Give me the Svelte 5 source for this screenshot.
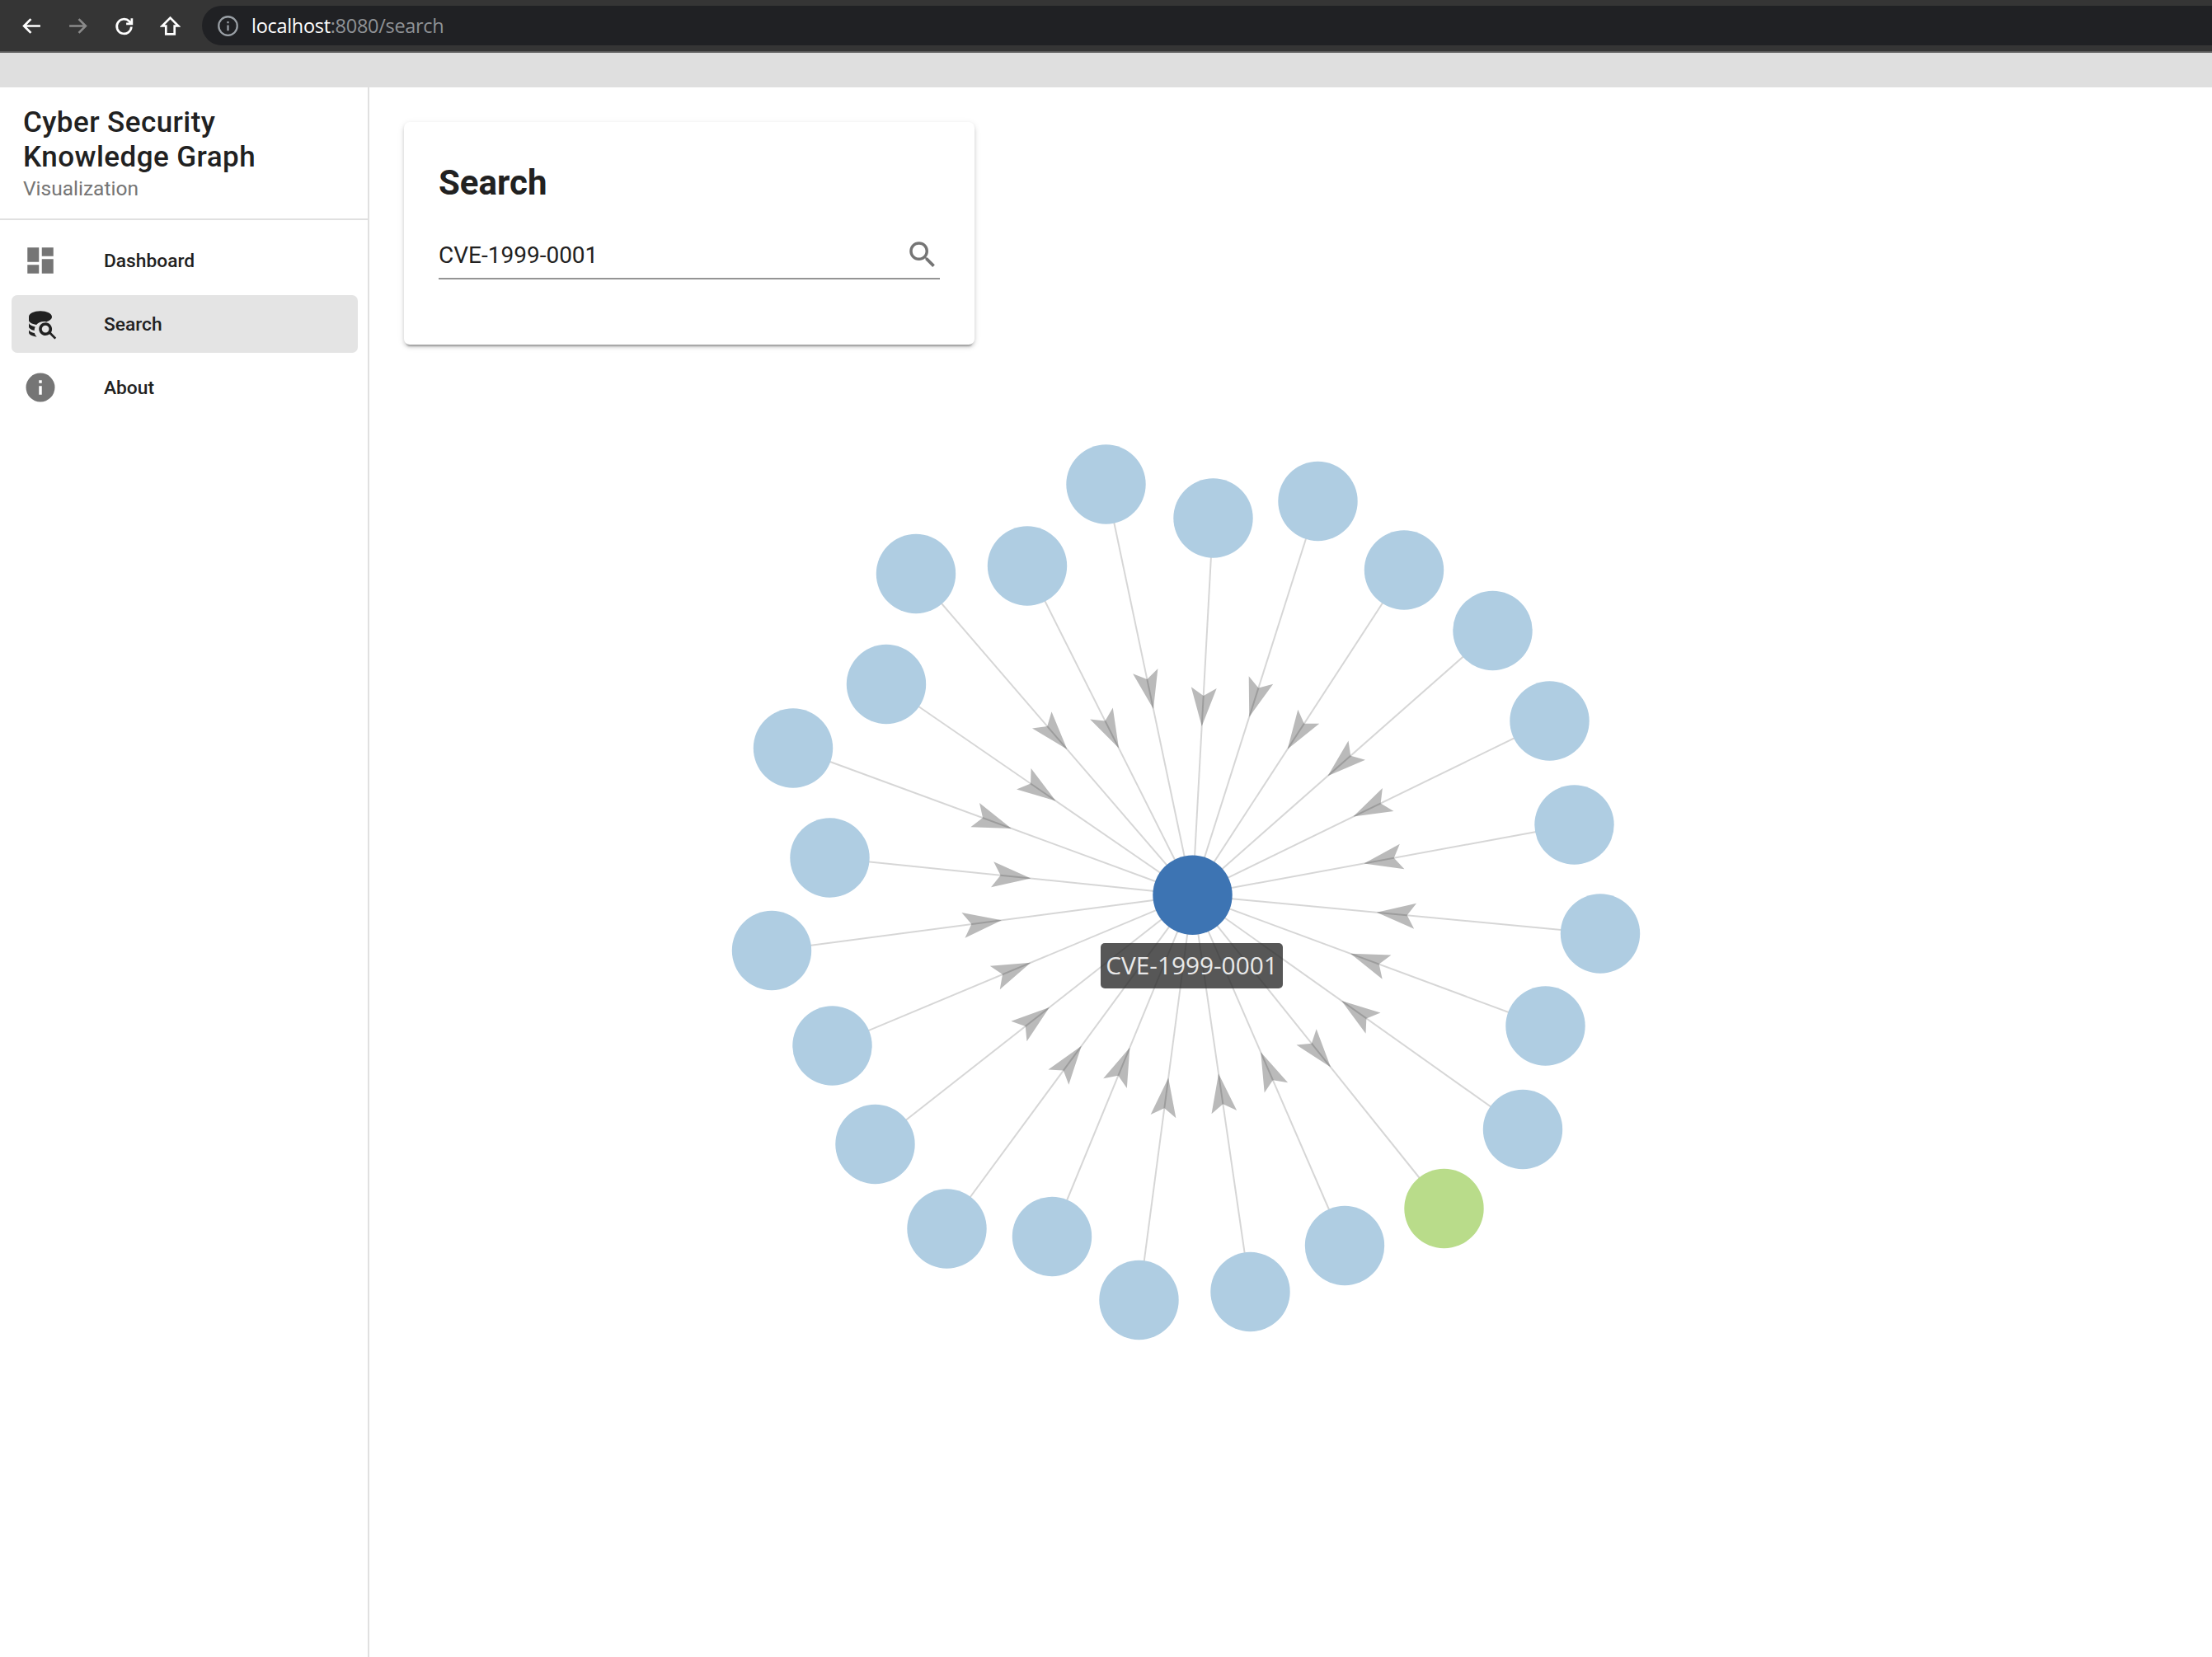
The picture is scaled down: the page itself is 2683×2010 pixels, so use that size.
<script lang="ts">
  const center = { x: 1446.5, y: 1085.7 };
  const radius = 48.2;

  // page coordinates, clockwise from the top
  const leaves = [
    [1341.5, 587.5], [1471.5, 628.5], [1598.5, 608], [1703, 691.5], [1810.5, 765], [1879.5, 874.5],
    [1909.5, 1000.5], [1941, 1132.5], [1874.5, 1244.5], [1847, 1370], [1751.5, 1466, 'cwe'], [1631, 1511],
    [1516.5, 1567], [1381.5, 1577], [1276, 1500], [1148.5, 1490.5], [1061.5, 1388], [1009.5, 1268.5],
    [936, 1153], [1006.5, 1040.5], [962, 907.5], [1075, 830], [1111, 696], [1246, 686.5]
  ];

  const nodes = leaves.map(([x, y, kind]) => {
    const dx = center.x - (x as number);
    const dy = center.y - (y as number);
    const len = Math.hypot(dx, dy);
    // the cwe edge runs the other way, out of the root
    const dir = kind === 'cwe' ? -1 : 1;
    const ux = (dir * dx) / len;
    const uy = (dir * dy) / len;
    const mx = (center.x + (x as number)) / 2;
    const my = (center.y + (y as number)) / 2;
    const at = (along: number, side: number) =>
      `${mx + ux * along - uy * side},${my + uy * along + ux * side}`;
    return {
      x, y, kind,
      arrow: [at(24, 0), at(-23, 15.5), at(-13, 0), at(-23, -15.5)].join(' ')
    };
  });

  const menu = [
    { label: 'Dashboard', icon: 'dashboard' },
    { label: 'Search', icon: 'search', active: true },
    { label: 'About', icon: 'about' }
  ];
</script>

<div class="page">
  <header class="chrome">
    <svg class="nav-icon" viewBox="0 0 24 24"><path d="M22 12H3M11 4l-8 8 8 8" /></svg>
    <svg class="nav-icon dim" viewBox="0 0 24 24"><path d="M2 12h19M13 4l8 8-8 8" /></svg>
    <svg class="nav-icon" viewBox="0 0 24 24"><path d="M20.500 13a8.500 8.500 0 1 1-2.500-6.500L21 9.500M21 3v6.500h-6.500" /></svg>
    <svg class="nav-icon" viewBox="0 0 24 24"><path d="M12 2.500L2.500 12H7v9.500h10V12h4.500Z" /></svg>
    <div class="omnibox">
      <svg class="site-icon" viewBox="0 0 24 24"><circle cx="12" cy="12" r="10" /><path d="M12 11v6M12 7v2" /></svg>
      <span class="host">localhost</span><span class="rest">:8080/search</span>
    </div>
  </header>
  <div class="appbar"></div>

  <div class="body">
    <aside class="drawer">
      <div class="brand">
        <div class="brand-title">Cyber Security Knowledge Graph</div>
        <div class="brand-sub">Visualization</div>
      </div>
      <nav class="menu">
        {#each menu as item}
          <div class="menu-item" class:active={item.active}>
            <svg class="menu-icon" viewBox="0 0 24 24">
              {#if item.icon === 'dashboard'}
                <path d="M13,3V9H21V3M13,21H21V11H13M3,21H11V15H3M3,13H11V3H3V13Z" />
              {:else if item.icon === 'search'}
                <path class="dark" d="M4 7C4 4.800 7.600 3 12 3s8 1.800 8 4c0 1.500-1.500 2.800-3.800 3.500-2.700-.6-5.300.1-7 2C6 12 4 10.700 4 9.500Z" />
                <path class="dark" d="M4 11c0 1.300 1.800 2.400 4.400 3-.4.800-.6 1.700-.6 2.500C5.400 16 4 14.900 4 13.800Z" />
                <path class="dark" d="M4 15.800c0 1.100 1.600 2 3.900 2.500.3 1 .8 1.800 1.600 2.600C6.500 20.500 4 19.300 4 18Z" />
                <path class="dark" d="M18.680,12.320C16.920,10.560 14.070,10.560 12.320,12.320C10.560,14.080 10.560,16.930 12.320,18.680C13.950,20.310 16.530,20.430 18.310,19.040L21.900,22.600L23,21.500L19.400,17.900C20.430,16.530 20.320,13.950 18.680,12.320M17.270,17.270C16.290,18.250 14.710,18.250 13.730,17.270C12.750,16.290 12.750,14.710 13.730,13.730C14.710,12.750 16.290,12.750 17.270,13.730C18.250,14.710 18.250,16.290 17.270,17.270Z" />
              {:else}
                <path d="M13,9H11V7H13M13,17H11V11H13M12,2A10,10 0 0,0 2,12A10,10 0 0,0 12,22A10,10 0 0,0 22,12A10,10 0 0,0 12,2Z" />
              {/if}
            </svg>
            <span class="menu-label">{item.label}</span>
          </div>
        {/each}
      </nav>
    </aside>

    <main class="content">
      <section class="card">
        <h2>Search</h2>
        <div class="field">
          <span class="field-value">CVE-1999-0001</span>
          <svg class="field-icon" viewBox="0 0 24 24">
            <path d="M9.500,3A6.500,6.500 0 0,1 16,9.500C16,11.110 15.410,12.590 14.440,13.730L14.710,14H15.500L20.500,19L19,20.500L14,15.500V14.710L13.730,14.440C12.590,15.410 11.110,16 9.500,16A6.500,6.500 0 0,1 3,9.500A6.500,6.500 0 0,1 9.500,3M9.500,5C7,5 5,7 5,9.500C5,12 7,14 9.500,14C12,14 14,12 14,9.500C14,7 12,5 9.500,5Z" />
          </svg>
        </div>
      </section>

      <div class="graph">
        <svg class="graph-svg" viewBox="448 460 2235 1550">
          {#each nodes as n}
            <line class="edge" x1={n.x} y1={n.y} x2={center.x} y2={center.y} />
            <polygon class="head" points={n.arrow} />
          {/each}
          {#each nodes as n}
            <circle class="leaf" class:cwe={n.kind === 'cwe'} cx={n.x} cy={n.y} r={radius} />
          {/each}
          <circle class="root" cx={center.x} cy={center.y} r={radius} />
        </svg>
        <div class="tip">CVE-1999-0001</div>
      </div>
    </main>
  </div>
</div>

<style>
  :global(body) {
    margin: 0;
    background: #fff;
  }

  .page {
    display: flex;
    flex-direction: column;
    height: 2010px;
    overflow: hidden;
    font-family: Roboto, sans-serif;
    color: #212121;
  }

  .chrome {
    display: flex;
    align-items: center;
    height: 64px;
    box-sizing: border-box;
    padding: 7px 0 7px 26px;
    gap: 31px;
    background: #353535;
    border-bottom: 2px solid #5a5a5a;
  }

  .nav-icon {
    width: 25px;
    height: 25px;
    fill: none;
    stroke: #fff;
    stroke-width: 2.6;
    flex: none;
  }

  .nav-icon.dim {
    stroke: #8a8a8a;
  }

  .omnibox {
    flex: 1;
    align-self: stretch;
    display: flex;
    align-items: center;
    margin-left: -5px;
    padding-left: 18px;
    background: #202124;
    border-radius: 25px 0 0 25px;
    font-family: 'Open Sans', sans-serif;
    font-size: 23.500px;
    letter-spacing: -0.3px;
  }

  .site-icon {
    width: 27px;
    height: 27px;
    margin-right: 15px;
    fill: none;
    stroke: #9aa0a6;
    stroke-width: 2;
  }

  .host {
    color: #fff;
  }

  .rest {
    color: #8f9296;
  }

  .appbar {
    height: 42px;
    background: #dfdfdf;
    flex: none;
  }

  .body {
    flex: 1;
    display: flex;
    min-height: 0;
  }

  .drawer {
    width: 448px;
    flex: none;
    box-sizing: border-box;
    border-right: 2px solid #e0e0e0;
  }

  .brand {
    height: 161px;
    box-sizing: border-box;
    padding: 22px 28px 0;
    border-bottom: 2px solid #e0e0e0;
  }

  .brand-title {
    font-size: 35px;
    font-weight: 500;
    line-height: 42px;
    letter-spacing: 0.44px;
    color: #212121;
  }

  .brand-sub {
    font-size: 24.500px;
    line-height: 34px;
    color: #757575;
  }

  .menu {
    display: flex;
    flex-direction: column;
    gap: 7px;
    padding: 14px 12px 14px 14px;
  }

  .menu-item {
    display: flex;
    align-items: center;
    height: 70px;
    padding: 0 14px;
    border-radius: 7px;
  }

  .menu-item.active {
    background: #e4e4e4;
  }

  .menu-icon {
    width: 42px;
    height: 42px;
    margin-right: 56px;
    fill: #757575;
    flex: none;
  }

  .menu-icon .dark {
    fill: #212121;
  }

  .menu-label {
    font-size: 22.750px;
    font-weight: 500;
  }

  .content {
    flex: 1;
    min-width: 0;
  }

  .card {
    width: 692px;
    height: 270px;
    box-sizing: border-box;
    margin: 42px 0 42px 42px;
    padding: 44px 42px 0;
    border-radius: 7px;
    background: #fff;
    box-shadow: 0 5px 2px -3px rgba(0, 0, 0, 0.25), 0 3px 4px 0 rgba(0, 0, 0, 0.14), 0 2px 9px 0 rgba(0, 0, 0, 0.1);
  }

  h2 {
    margin: 0;
    font-size: 42px;
    font-weight: 700;
    line-height: 60px;
    color: #212121;
  }

  .field {
    display: flex;
    align-items: center;
    justify-content: space-between;
    height: 58px;
    margin-top: 29px;
    box-sizing: border-box;
    padding-bottom: 0;
    border-bottom: 2px solid #949494;
  }

  .field-value {
    font-size: 28px;
    color: #212121;
  }

  .field-icon {
    width: 42px;
    height: 42px;
    fill: #757575;
  }

  .graph {
    position: relative;
  }

  .graph-svg {
    display: block;
    width: 2235px;
    height: 1550px;
  }

  .edge {
    stroke: #000;
    stroke-opacity: 0.16;
    stroke-width: 2;
  }

  .head {
    fill: #000;
    fill-opacity: 0.27;
  }

  .leaf {
    fill: #afcde2;
  }

  .leaf.cwe {
    fill: #b9dc8a;
  }

  .root {
    fill: #3d74b3;
  }

  .tip {
    position: absolute;
    left: 887px;
    top: 684px;
    width: 221px;
    height: 55px;
    padding-bottom: 2px;
    box-sizing: border-box;
    display: flex;
    align-items: center;
    justify-content: center;
    border-radius: 5px;
    background: rgba(40, 40, 40, 0.78);
    color: #e9e9e9;
    font-family: 'Open Sans', sans-serif;
    font-size: 29.800px;
  }
</style>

========================================================================

[Description of the task] Transcribe the opening line of the listing above, please, and every line after it through the line with "const radius = 48.2;", word for word, without pictures.

[Solution for this exercise]
Give me the Svelte 5 source for this screenshot.
The picture is scaled down: the page itself is 2683×2010 pixels, so use that size.
<script lang="ts">
  const center = { x: 1446.5, y: 1085.7 };
  const radius = 48.2;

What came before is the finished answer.